Trieste, 28 Marzo 2024

Dalmasson, cronistoria di undici anni intensi (e vincenti)

01 Giugno 2021 Autore: Alessandro Asta

E alla fine arrivò il momento dei saluti: un capitolo importante dell’intera storia recente della Pallacanestro Trieste, certamente non inatteso ma al tempo stesso che segna inevitabilmente la fine di un’epoca. Paradossalmente, passare dai rumours all’ufficializzazione vera e propria dell’addio di Eugenio Dalmasson sulla panchina dell’Allianz è stato breve e silenzioso come il più classico dei battiti di ciglia, anche perché la fine di un rapporto di undici anni consecutivi era ormai diventato il segreto di Pulcinella, pronto a essere solamente confermato. Ma, nel congedarci con il tecnico mestrino, prendere in mano alcune istantanee dei momenti che ne hanno contraddistinto il suo ruolo da head-coach biancorosso diventa un esercizio necessario. Nonché doveroso, per quanto è stato capace di scrivere nel libro della recente storia del basket giuliano.
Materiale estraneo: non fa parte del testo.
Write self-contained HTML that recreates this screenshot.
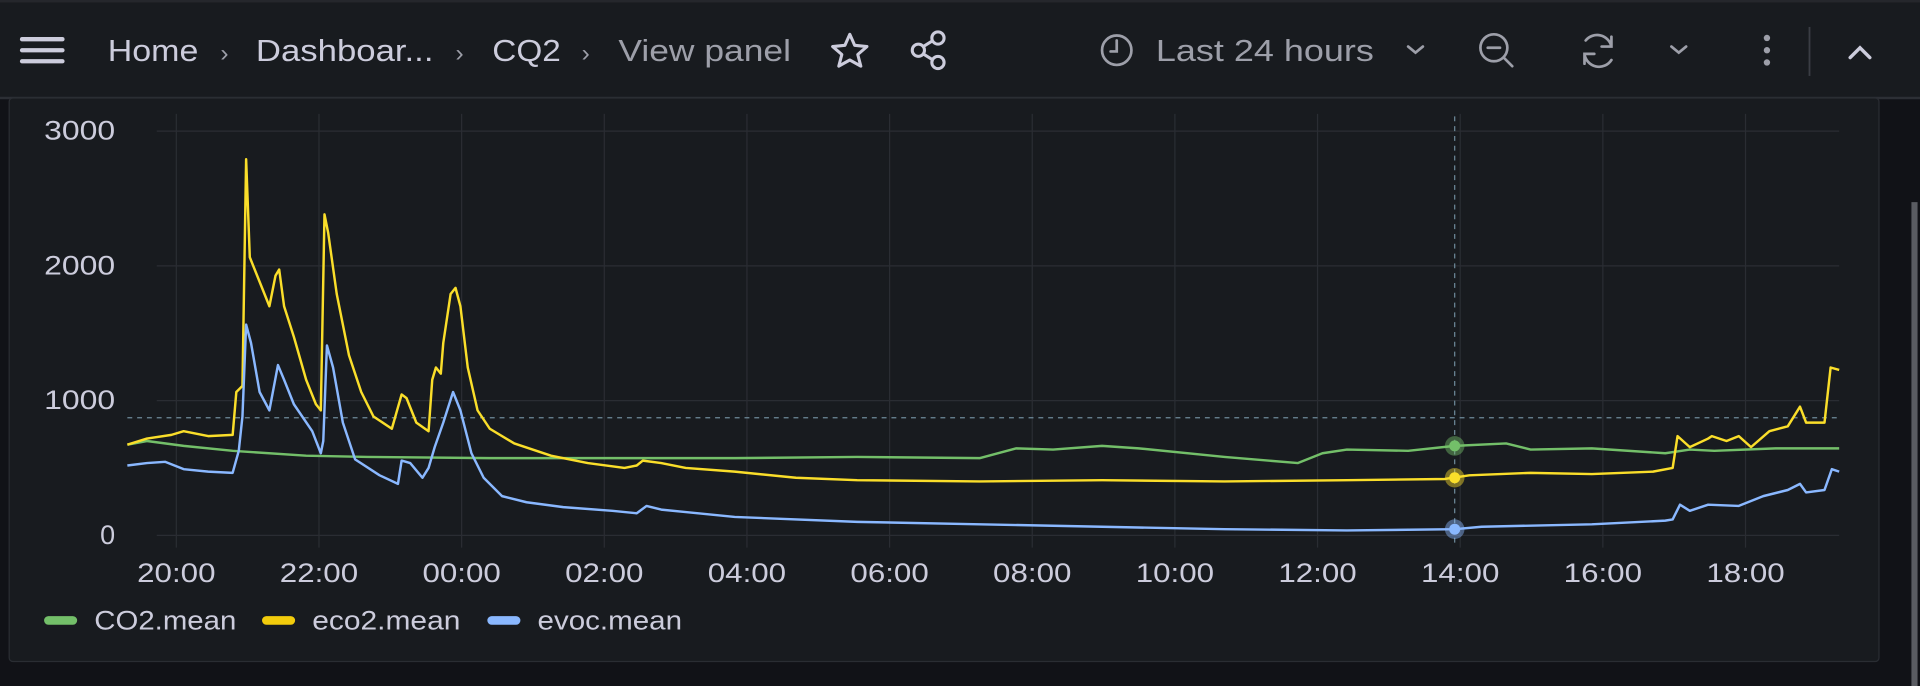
<!DOCTYPE html>
<html><head><meta charset="utf-8"><style>
html,body{margin:0;padding:0;background:#111217;overflow:hidden}
svg{display:block}
text{font-family:"Liberation Sans",sans-serif}
</style></head><body>
<svg width="1920" height="686" viewBox="0 0 1568 560" preserveAspectRatio="none">
<rect width="1568" height="560" fill="#111217"/>
<!-- header -->
<rect x="0" y="0" width="1568" height="80" fill="#181b1f"/>
<rect x="0" y="0" width="1568" height="2" fill="#25272c"/>
<rect x="0" y="79" width="1568" height="2" fill="#2c2f35"/>
<g stroke="#ccccdc" stroke-width="3.5" stroke-linecap="round">
<line x1="18" y1="32" x2="51" y2="32"/><line x1="18" y1="41" x2="51" y2="41"/><line x1="18" y1="50" x2="51" y2="50"/>
</g>
<g font-size="25" fill="#ccccdc" lengthAdjust="spacingAndGlyphs">
<text x="88" y="50" textLength="74" lengthAdjust="spacingAndGlyphs">Home</text>
<text x="180" y="50" fill="#9d9fa9" font-size="20">›</text>
<text x="209" y="50" textLength="145" lengthAdjust="spacingAndGlyphs">Dashboar...</text>
<text x="372" y="50" fill="#9d9fa9" font-size="20">›</text>
<text x="402" y="50" textLength="56" lengthAdjust="spacingAndGlyphs">CQ2</text>
<text x="475" y="50" fill="#9d9fa9" font-size="20">›</text>
<text x="505" y="50" fill="#9d9fa9" textLength="141" lengthAdjust="spacingAndGlyphs">View panel</text>
<text x="944" y="50" fill="#9d9fa9" textLength="178" lengthAdjust="spacingAndGlyphs">Last 24 hours</text>
</g>
<path d="M694 28 L698 37 L708 38 L700.5 44.5 L703 54 L694 49 L685 54 L687.5 44.5 L680 38 L690 37 Z" fill="none" stroke="#ccccdc" stroke-width="2.5" stroke-linejoin="round"/>
<g fill="none" stroke="#ccccdc" stroke-width="2.5">
<circle cx="750" cy="41" r="5"/><circle cx="766" cy="31" r="5"/><circle cx="766" cy="51" r="5"/>
<line x1="754" y1="38" x2="762" y2="33"/><line x1="754" y1="44" x2="762" y2="49"/>
</g>
<g fill="none" stroke="#9d9fa9" stroke-width="2.2" stroke-linecap="round">
<circle cx="912" cy="41" r="12"/><path d="M912 33 V42 H907"/>
<path d="M1150 38 l6 5 l6 -5"/>
<circle cx="1220" cy="39" r="11"/><path d="M1215 39 H1225 M1228 47 L1235 54"/>
<path d="M1295 33 A12 12 0 0 1 1316 38 M1316 49 A12 12 0 0 1 1294 44 M1316 30 V38 H1308 M1294 52 V44 H1302"/>
<path d="M1365 38 l6 5 l6 -5"/>
<path d="M1511 47 l8 -8 l8 8" stroke="#ccccdc" stroke-width="2.8"/>
</g>
<g fill="#9d9fa9"><circle cx="1443" cy="31" r="2.6"/><circle cx="1443" cy="41" r="2.6"/><circle cx="1443" cy="51" r="2.6"/></g>
<rect x="1477" y="22" width="1.5" height="40" fill="#3a3d44"/>
<!-- panel -->
<rect x="7.5" y="80" width="1527" height="460" rx="3" fill="#181b1f" stroke="#2a2d33" stroke-width="1"/>
<rect x="1561" y="165" width="5" height="395" fill="#5a5c62"/>
<!-- grid -->
<g stroke="#2a2d33" stroke-width="1">
<line x1="128" y1="107" x2="1502" y2="107"/><line x1="128" y1="217" x2="1502" y2="217"/>
<line x1="128" y1="327" x2="1502" y2="327"/><line x1="128" y1="437" x2="1502" y2="437"/>
<line x1="144" y1="93" x2="144" y2="447"/><line x1="260.5" y1="93" x2="260.5" y2="447"/>
<line x1="377" y1="93" x2="377" y2="447"/><line x1="493.5" y1="93" x2="493.5" y2="447"/>
<line x1="610" y1="93" x2="610" y2="447"/><line x1="726.5" y1="93" x2="726.5" y2="447"/>
<line x1="843" y1="93" x2="843" y2="447"/><line x1="959.5" y1="93" x2="959.5" y2="447"/>
<line x1="1076" y1="93" x2="1076" y2="447"/><line x1="1192.5" y1="93" x2="1192.5" y2="447"/>
<line x1="1309" y1="93" x2="1309" y2="447"/><line x1="1425.5" y1="93" x2="1425.5" y2="447"/>
</g>
<g font-size="22" fill="#ccccdc" text-anchor="end">
<text x="94" y="114" textLength="58" lengthAdjust="spacingAndGlyphs">3000</text>
<text x="94" y="224" textLength="58" lengthAdjust="spacingAndGlyphs">2000</text>
<text x="94" y="334" textLength="58" lengthAdjust="spacingAndGlyphs">1000</text>
<text x="94" y="444">0</text>
</g>
<g font-size="22" fill="#ccccdc" text-anchor="middle">
<text x="144" y="475" textLength="64" lengthAdjust="spacingAndGlyphs">20:00</text>
<text x="260.5" y="475" textLength="64" lengthAdjust="spacingAndGlyphs">22:00</text>
<text x="377" y="475" textLength="64" lengthAdjust="spacingAndGlyphs">00:00</text>
<text x="493.5" y="475" textLength="64" lengthAdjust="spacingAndGlyphs">02:00</text>
<text x="610" y="475" textLength="64" lengthAdjust="spacingAndGlyphs">04:00</text>
<text x="726.5" y="475" textLength="64" lengthAdjust="spacingAndGlyphs">06:00</text>
<text x="843" y="475" textLength="64" lengthAdjust="spacingAndGlyphs">08:00</text>
<text x="959.5" y="475" textLength="64" lengthAdjust="spacingAndGlyphs">10:00</text>
<text x="1076" y="475" textLength="64" lengthAdjust="spacingAndGlyphs">12:00</text>
<text x="1192.5" y="475" textLength="64" lengthAdjust="spacingAndGlyphs">14:00</text>
<text x="1309" y="475" textLength="64" lengthAdjust="spacingAndGlyphs">16:00</text>
<text x="1425.5" y="475" textLength="64" lengthAdjust="spacingAndGlyphs">18:00</text>
</g>
<g stroke="#6e8a9a" stroke-width="1" stroke-dasharray="4,4">
<line x1="104" y1="341" x2="1502" y2="341"/>
<line x1="1188" y1="95" x2="1188" y2="445"/>
</g>
<g fill="none" stroke-width="2" stroke-linejoin="round">
<polyline stroke="#73bf69" points="104,363 120,360 150,364 190,368 250,372 300,373 400,374 500,374 600,374 700,373 800,374 830,366 860,367 900,364 930,366 1000,373 1060,378 1080,370 1100,367 1150,368 1188,364 1230,362 1250,367 1300,366 1360,370 1380,367 1400,368 1450,366 1502,366"/>
<polyline stroke="#fade2a" points="104,363 120,358 140,355 150,352 170,356 190,355 193,320 198,315 201,130 204,210 212,230 220,250 225,225 228,220 232,250 240,275 250,310 258,330 262,335 265,175 268,190 275,240 285,290 295,320 305,340 320,350 328,322 332,325 340,345 350,352 353,310 356,300 360,305 362,280 368,240 372,235 376,250 382,300 390,335 400,350 420,362 450,372 480,378 510,382 520,380 525,376 540,378 560,382 600,385 650,390 700,392 800,393 900,392 1000,393 1100,392 1180,391 1200,388 1250,386 1300,387 1350,385 1366,382 1370,356 1380,365 1395,358 1398,356 1410,360 1420,356 1430,365 1445,352 1460,348 1470,332 1475,345 1490,345 1495,300 1502,302"/>
<polyline stroke="#8ab8ff" points="104,380 120,378 135,377 150,383 170,385 190,386 195,368 198,340 201,265 205,280 212,320 220,335 227,298 232,310 240,330 255,352 262,370 264,360 267,282 272,300 280,345 290,375 310,388 325,395 328,376 335,378 345,390 350,382 355,365 362,345 370,320 376,335 385,370 395,390 410,405 430,410 460,414 500,417 520,419 528,413 540,416 560,418 600,422 700,426 800,428 900,430 1000,432 1100,433 1188,432 1210,430 1300,428 1360,425 1366,424 1372,412 1380,417 1395,412 1420,413 1440,405 1460,400 1470,395 1475,402 1490,400 1496,383 1502,385"/>
</g>
<circle cx="1188" cy="364" r="8" fill="#73bf69" opacity="0.45"/><circle cx="1188" cy="364" r="4.5" fill="#73bf69"/>
<circle cx="1188" cy="390" r="8" fill="#fade2a" opacity="0.45"/><circle cx="1188" cy="390" r="4.5" fill="#fade2a"/>
<circle cx="1188" cy="432" r="8" fill="#8ab8ff" opacity="0.45"/><circle cx="1188" cy="432" r="4.5" fill="#8ab8ff"/>
<!-- legend -->
<rect x="36" y="503" width="27" height="7" rx="3.5" fill="#73bf69"/>
<rect x="214" y="503" width="27" height="7" rx="3.5" fill="#f2cc0c"/>
<rect x="398" y="503" width="27" height="7" rx="3.5" fill="#8ab8ff"/>
<g font-size="22" fill="#ccccdc">
<text x="77" y="514" textLength="116" lengthAdjust="spacingAndGlyphs">CO2.mean</text>
<text x="255" y="514" textLength="121" lengthAdjust="spacingAndGlyphs">eco2.mean</text>
<text x="439" y="514" textLength="118" lengthAdjust="spacingAndGlyphs">evoc.mean</text>
</g>
</svg>
</body></html>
Di quel 25 giugno 2010, primo giorno “di scuola” per Dalmasson in Pallacanestro Trieste, pochi avranno ricordi nitidi. Alla presentazione del successore di Massimo Bernardi alla guida tecnica biancorossa, in una calda mattinata estiva all’interno della piccola sede storica in via Locchi, eravamo davvero in pochi addetti ai lavori ad assistere. Erano i tempi di Matteo Boniciolli come consulente operativo, che sposò la causa di un allenatore passato in precedenza per le panchine di Montichiari, Firenze, Vicenza, Vigevano, Lumezzane e Venezia prima della tappa più importante della sua carriera da head-coach. Ma erano anche gli anni in cui un’intera piazza tentava di uscire con fatica da quel capitolo terribile del 2004 che segnò il fallimento e la ripartenza dalla B2, con un entusiasmo difficile da riportare attorno alla squadra. Per Dalmasson parlarono poi i risultati ottenuti sul campo, con due passaggi-chiave: la promozione in Legadue nel 2012 ai danni di Chieti e la cavalcata vincente del 2018, collimata con il “cappotto” in finale contro Casale Monferrato e la risalita nell’olimpo della massima serie. Traguardi tutt’altro che banali, anche analizzati col senno di poi.
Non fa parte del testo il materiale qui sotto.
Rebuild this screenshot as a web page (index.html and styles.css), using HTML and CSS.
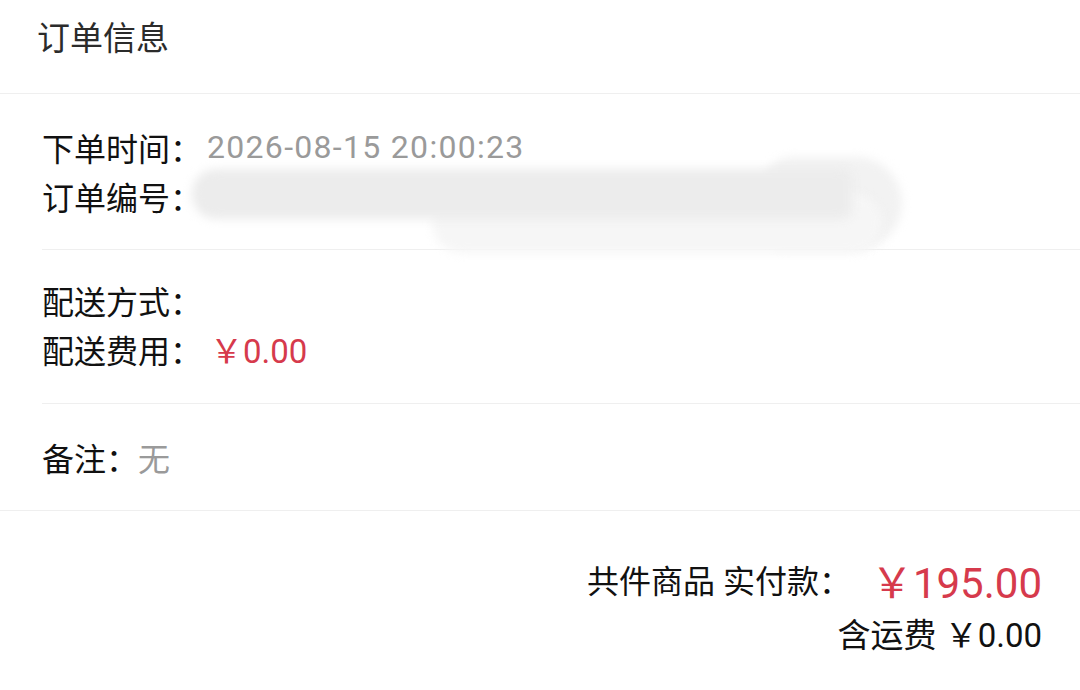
FILE: index.html
```html
<!DOCTYPE html>
<html>
<head>
    <meta charset="UTF-8">
    <meta name="viewport" content="width=device-width, initial-scale=1.0">
    <title>订单信息</title>
    <link rel="stylesheet" href="styles.css">
</head>
<body>
    <div class="order-card">
        <div class="card-title">订单信息</div>
        <div class="card-body">
            <div class="info-group">
                <div class="info-row">
                    <span class="label">下单时间：</span><span class="value date">2026-08-15 20:00:23</span>
                </div>
                <div class="info-row order-no">
                    <span class="label">订单编号：</span>
                    <span class="smudge smudge-right"></span>
                    <span class="smudge smudge-bottom"></span>
                    <span class="smudge smudge-top"></span>
                </div>
            </div>
            <div class="info-group delivery">
                <div class="info-row">
                    <span class="label">配送方式：</span>
                </div>
                <div class="info-row">
                    <span class="label">配送费用：</span><span class="price">￥0.00</span>
                </div>
            </div>
            <div class="info-group last">
                <div class="info-row">
                    <span class="label">备注：</span><span class="value">无</span>
                </div>
            </div>
        </div>
        <div class="summary">
            <div class="summary-total">
                <span class="summary-label">共件商品 实付款：</span>
                <span class="total-price">￥195.00</span>
            </div>
            <div class="summary-freight">含运费 ￥0.00</div>
        </div>
    </div>
</body>
</html>
```

FILE: styles.css
```css
body {
    margin: 0;
    padding: 0;
    background-color: #fff;
    font-family: Roboto, "Noto Sans CJK SC", sans-serif;
    color: #1a1a1a;
}
.order-card {
    width: 1080px;
    height: 690px;
    background-color: #fff;
    overflow: hidden;
}
.card-title {
    height: 94px;
    padding: 0 0 21px 37px;
    display: flex;
    align-items: center;
    font-size: 33px;
    color: #2b2b2b;
    border-bottom: 1px solid #efefef;
    box-sizing: border-box;
}
.card-body {
    border-bottom: 1px solid #efefef;
}
.info-group {
    margin-left: 42px;
    padding: 28px 0 29px 0;
    border-bottom: 1px solid #efefef;
}
.info-group.delivery {
    padding: 25px 0 30px 0;
}
.info-group.last {
    border-bottom: none;
}
.info-row {
    height: 49px;
    display: flex;
    align-items: center;
    font-size: 32px;
}
.label {
    color: #111;
}
.value {
    color: #9a9a9a;
}
.date {
    letter-spacing: 1.3px;
    margin-left: 5px;
}
.price {
    color: #d63a4c;
    margin-left: 8px;
    font-size: 33px;
}
.order-no {
    position: relative;
}
.smudge {
    position: absolute;
    filter: blur(5px);
}
.smudge-top {
    left: 150px;
    top: -2px;
    width: 660px;
    height: 50px;
    border-radius: 24px 10px 10px 24px;
    background-color: #ececec;
}
.smudge-right {
    left: 720px;
    top: -14px;
    width: 140px;
    height: 92px;
    border-radius: 40px 60px 60px 30px;
    background-color: #f2f2f2;
}
.smudge-bottom {
    left: 390px;
    top: 22px;
    width: 450px;
    height: 60px;
    border-radius: 30px;
    background-color: #f6f6f6;
}
.summary {
    display: flex;
    flex-direction: column;
    align-items: flex-end;
    padding: 44px 38px 0 0;
}
.summary-total {
    height: 48px;
    display: flex;
    align-items: center;
}
.summary-label {
    font-size: 32px;
    color: #111;
    margin-right: 20px;
}
.total-price {
    font-size: 42px;
    color: #d63a4c;
}
.summary-freight {
    margin-top: 6px;
    height: 48px;
    display: flex;
    align-items: center;
    font-size: 33px;
    color: #111;
}
```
In mezzo ai tanti e indiscutibili obiettivi raggiunti, tra l’allenatore veneziano e una piazza competente di palla a spicchi come quella triestina c’è quasi sempre stato un rapporto di amore misto a odio. E quel livello di “incompatibilità” tra le due parti, che si è intensificata proprio nelle ultime stagioni e che di fatto ha dato il via all’ultima fase di Eugenio Dalmasson in sella alla Pallacanestro Trieste, ha fatto discutere tanto, dentro e fuori i confini cittadini. Della ruvidezza nei rapporti con più di qualcuno se ne è parlato parecchio nel corso di questi undici anni, con più di un sorriso strappato al coach quasi solo dallo storico team manager Sergio Dalla Costa, che a lungo aveva condiviso il cammino dell’ormai ex allenatore biancorosso.
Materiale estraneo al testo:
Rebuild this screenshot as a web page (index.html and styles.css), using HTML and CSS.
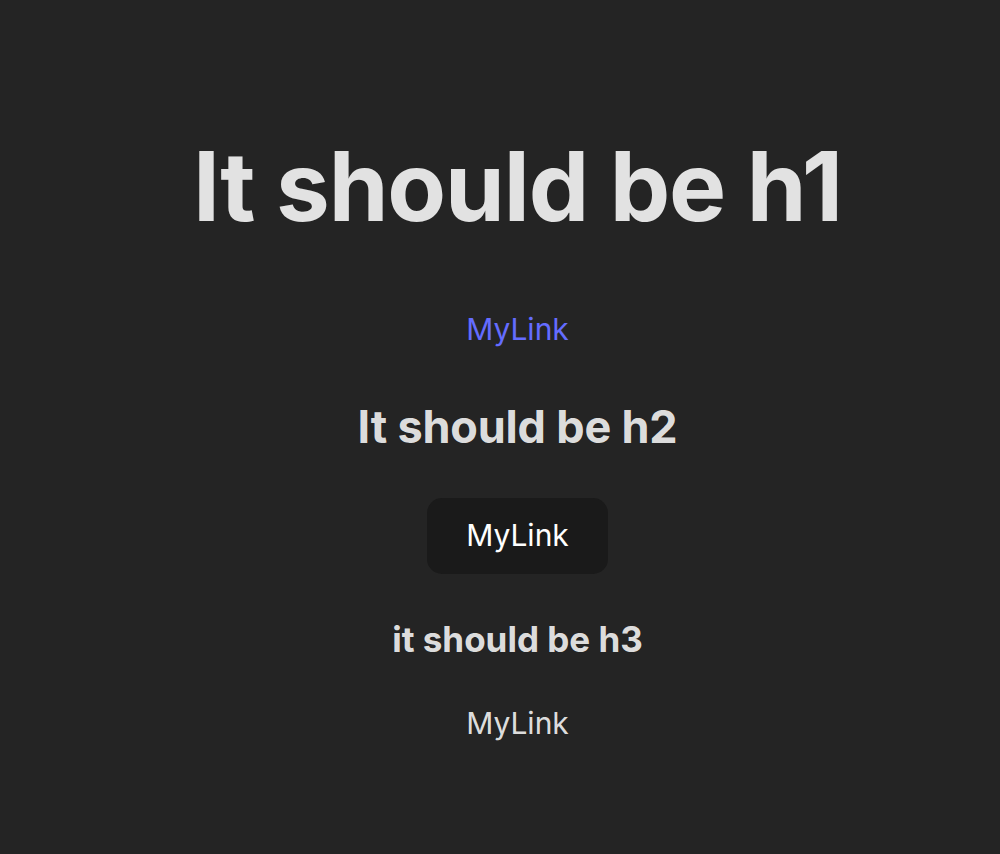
FILE: index.html
```html
<!DOCTYPE html>
<html lang="en">
<head>
<meta charset="UTF-8">
<title>Headings</title>
<link rel="stylesheet" href="styles.css">
</head>
<body>
  <main class="app">
    <h1 class="title">It should be h1</h1>
    <a class="link link-accent" href="#">MyLink</a>
    <h2 class="subtitle">It should be h2</h2>
    <a class="link link-button" href="#">MyLink</a>
    <h3 class="minor">it should be h3</h3>
    <a class="link link-plain" href="#">MyLink</a>
  </main>
</body>
</html>
```

FILE: styles.css
```css
html, body {
  margin: 0;
  padding: 0;
}

body {
  background: #242424;
  color: rgba(255, 255, 255, 0.87);
  font-family: Inter, "Noto Sans", sans-serif;
  font-size: 30px;
  line-height: 1.5;
  -webkit-font-smoothing: antialiased;
}

.app {
  display: flex;
  flex-direction: column;
  align-items: center;
  text-align: center;
  padding: 134px 0 0 35px;
}

.title {
  margin: 0;
  font-size: 96px;
  line-height: 1.1;
  font-weight: 700;
  letter-spacing: -0.0115em;
}

.subtitle {
  margin: 48px 0 0;
  font-size: 45px;
  line-height: 1.2;
  font-weight: 700;
  letter-spacing: -0.004em;
}

.minor {
  margin: 44px 0 0;
  font-size: 35px;
  line-height: 1.2;
  font-weight: 700;
}

.link {
  display: block;
  text-decoration: none;
  font-weight: 400;
}

.link-accent {
  margin-top: 67px;
  color: #646cff;
}

.link-button {
  margin-top: 44px;
  height: 76px;
  box-sizing: border-box;
  padding: 15px 39px;
  border-radius: 15px;
  background: #1a1a1a;
  color: #ffffff;
}

.link-plain {
  margin-top: 41px;
  color: rgba(255, 255, 255, 0.87);
}
```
Alla fine della fiera, in mezzo a disquisizioni tecniche da parte dei tifosi su difese a zone (quasi) mai proposte - ma lui stesso, proprio durante la sua presentazione, ammise in prima battuta di prediligere la difesa a uomo - e sulla gestione delle rotazioni, la "barra dalmassoniana" è sempre rimasta dritta. Anche nei momenti più complessi, da quei giorni delicati prima della partita-spareggio contro Forlì dell'aprile 2014 (con 25 punti di Michy Ruzzier annessi...), quando si fu davvero a un passo dal ripiombare in serie B, sino a quella 2019/20, indiscutibilmente la più difficile per il coach mestrino, dove l'ombra di Jasmin Repesa a sostituire Dalmasson è aleggiata in maniera forte a fine dicembre di due anni or sono.

Il coach lascia e se ne va in punta di piedi. Così come era arrivato, in quella mattinata di fine giugno del 2010, in cui disse: “L'interesse comune è quello di fare bene, per soddisfare una piazza così importante come questa”.  Checché se ne dica, missione compiuta Eugenio.